Quest’estate, andando in Valsassina, mi è tornato in mente. Carina, la Valsassina. Con le sue serie, rocciose Grigne, le sue cascatelle, i suoi campanili, le sue cappellette. La sua storia, perché proprio da Primaluna provenivano i Torriani, primi Signori della Milano post comunale, e della valle fu nominato commissario nientepopodimeno che Leonardo da Vinci, il quale illustrò le due montagne simbolo scrivendo: «Lagrigna è la più alta montagna chabbi questi paesi ede pelata». Sempre da questa zona, poi, filtrarono attraverso la Svizzera le idee di riforma religiosa che misero in difficoltà la Chiesa Romana nel Cinquecento: prego chiedere a Carlo Borromeo.

Carina, la Valsassina. Ma con un difetto fondamentale: trovarsi ad un’ora sola di auto da Milano, dalla nostra città-mostro che nell’ultimo mezzo secolo ha divorato tutte le aree a lei vicine, in un’espansione incontrollata da chi la doveva controllare, che non ha risparmiato niente e nessuno. Neppure lei, la Valsassina, assassinata dall’onda lunga di Milano, come avrebbe detto C.T. La cittadina più importante, ad esempio,vi è annunciata da un… condominio. Certo, voi state percorrendo il fondovalle sulla storica Statale 36, ed è un palazzone che si staglia davanti a Barzio (foto), un paese con molti negozi (perché i milanesi, anche quando sono in vacanza, devono poter consumare), pulito ed ordinato, anche bello in qualche viuzza della parte alta. Ma la cittadina è, soprattutto, il regno della “seconda casa”: praticamente, si è costruito quasi dappertutto. Solo qualche villa si è salvata, preservando il suo giardino, ma per il resto il cemento trionfa. Così come i comuni vicini: Cremeno, Maggio, Moggio (che originalità, ragazzi!)… Gru, scavi, cartelli di vendita: gli uffici immobiliari traboccano di appartamenti da trattare. Certo, forse adesso non si edifica più con quei criteri selvaggi degli anni ’70-’80, con le nefaste tapparelle a deturpare case che si sarebbero potute trovare anche nella periferia milanese. Come quelle che circondano, fino a nasconderla, la storica Torre-Castello di un altro paese della valle, Introbio, dove qualche secolo fa si svolse un’importante battaglia fra locali ed elvetici.

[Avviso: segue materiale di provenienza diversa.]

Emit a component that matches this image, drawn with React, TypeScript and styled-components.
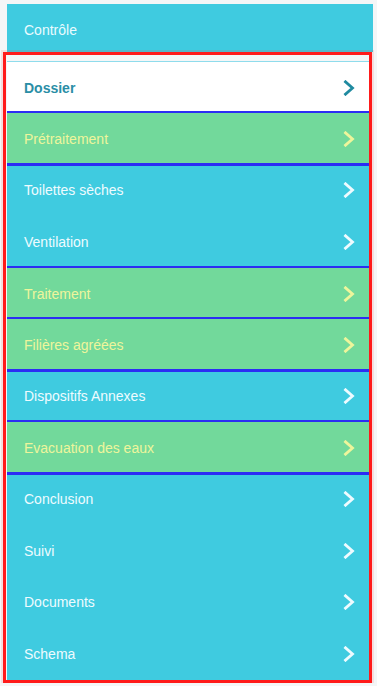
import React from "react";
import styled, { createGlobalStyle } from "styled-components";

const GlobalStyle = createGlobalStyle`
  html, body {
    margin: 0;
    padding: 0;
    background: #f4f6f7;
    font-family: "Liberation Sans", Arial, sans-serif;
  }
`;

type Tone = "active" | "done" | "todo";

const StyledPage = styled.div`
  width: 377px;
  padding: 4px 0 0 3px;
  box-sizing: border-box;
`;

const StyledHeader = styled.div`
  display: flex;
  align-items: center;
  margin-left: 4px;
  width: 366px;
  height: 48px;
  padding: 3px 0 0 17px;
  box-sizing: border-box;
  background-color: #3fcbe0;
  color: #eafbff;
  font-size: 14px;
`;

const StyledFrame = styled.ul`
  list-style: none;
  margin: 0;
  width: 369px;
  padding: 6px 0 0 1px;
  box-sizing: border-box;
  border: 3px solid #ff1a1a;
  box-shadow: 0 0 0 2px rgba(255, 40, 40, 0.12);
`;

const colors: Record<Tone, { bg: string; fg: string }> = {
  active: { bg: "#ffffff", fg: "#2a8ea6" },
  done: { bg: "#72d99b", fg: "#eef59b" },
  todo: { bg: "#3fcbe0", fg: "#eefbff" },
};

const BLUE = "#2b2df4";

const StyledItem = styled.li<{ $tone: Tone }>`
  display: flex;
  align-items: center;
  justify-content: space-between;
  height: ${(p) => (p.$tone === "active" ? "52px" : "51.5px")};
  padding: ${(p) => (p.$tone === "done" ? "3px 14px 0 17px" : "0 14px 0 17px")};
  box-sizing: border-box;
  background-color: ${(p) => colors[p.$tone].bg};
  color: ${(p) => colors[p.$tone].fg};
  font-size: 14px;
  font-weight: ${(p) => (p.$tone === "active" ? 700 : 400)};
  border-top: ${(p) => (p.$tone === "active" ? "1px solid #8fdcec" : "none")};
  border-bottom: ${(p) => (p.$tone === "done" ? `2px solid ${BLUE}` : "none")};
  position: relative;
  z-index: ${(p) => (p.$tone === "done" ? 1 : 0)};
  box-shadow: ${(p) =>
    p.$tone === "done" ? `0 -2px 0 ${BLUE}, 0 1px 0 ${BLUE}` : "none"};
`;

const Chevron = ({ color }: { color: string }) => (
  <svg width="12" height="16" viewBox="0 0 12 16">
    <polyline
      points="2.5,1.8 9.5,8 2.5,14.2"
      fill="none"
      stroke={color}
      strokeWidth="2.8"
      strokeLinecap="square"
    />
  </svg>
);

const steps: { label: string; tone: Tone }[] = [
  { label: "Dossier", tone: "active" },
  { label: "Prétraitement", tone: "done" },
  { label: "Toilettes sèches", tone: "todo" },
  { label: "Ventilation", tone: "todo" },
  { label: "Traitement", tone: "done" },
  { label: "Filières agréées", tone: "done" },
  { label: "Dispositifs Annexes", tone: "todo" },
  { label: "Evacuation des eaux", tone: "done" },
  { label: "Conclusion", tone: "todo" },
  { label: "Suivi", tone: "todo" },
  { label: "Documents", tone: "todo" },
  { label: "Schema", tone: "todo" },
];

export default function App() {
  return (
    <>
      <GlobalStyle />
      <StyledPage>
        <StyledHeader>Contrôle</StyledHeader>
        <StyledFrame>
          {steps.map((s) => (
            <StyledItem key={s.label} $tone={s.tone}>
              <span>{s.label}</span>
              <Chevron color={s.tone === "active" ? "#1f8aa0" : colors[s.tone].fg} />
            </StyledItem>
          ))}
        </StyledFrame>
      </StyledPage>
    </>
  );
}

Ma si continua a costruire, campo dopo campo, ex pascolo dopo ex pascolo. Per chi, poi? Per noi milanesi, appunto. Per noi che ci andiamo giusto quel paio di mesi all’anno e che poi le lasciamo desolatamente vuote, magari con il riscaldamento acceso. Per noi, che il fine settimana viviamo in una città così affascinante da essere costretti a fuggirne.

E così, dopo aver deturpato Milano, i milanesi hanno rovinato anche i dintorni. Perché, se ami la vera montagna, cioè se desideri pace e paesaggi incontaminati, vai altrove. Oppure devi salire -da Barzio, per l’appunto- agli oltre duemila metri dei Piani di Bobbio, tramite una funivia mozzafiato che in soli 10’ ti eleva ad un altro -splendido- mondo (nonostante il silenzio sia interrotto dalla fastidiosa musica ad alto volume di un bar-ristorante…). O inerpicarti per qualche sentiero diretto a isolati rifugi, magari evitando quel torrente dalle acque marrone scuro che scorre vicino a Primaluna. Per colpa di una fabbrica, ci dicono, e questo conferma la nostra certezza che la Lombardia, per certi versi, sia ancora ferma (e temiamo lo resti per sempre) ai tempi del boom, dell’inquinamento permesso e giustificato da una certa idea sconsiderata di sviluppo: alla faccia dell’Expo sostenibile.

Povera Primaluna, che da un lato osservi le Grigne e dall’altro sei attraversata pure da un elettrodotto che poi s’intrufola fra i monti. Chissà cosa direbbero i Torriani, che in qualche modo sono rimasti nel paese, come testimonia la scritta di un istituto assistenziale da loro finanziato che compare su una vecchia casa vicino alle scuole elementari. E povera Valsassina, la bellezza che conservi è solo nelle tue inamovibili montagne, così ripide che nessuno è riuscito a costruirvi. Per ora. Salùdi.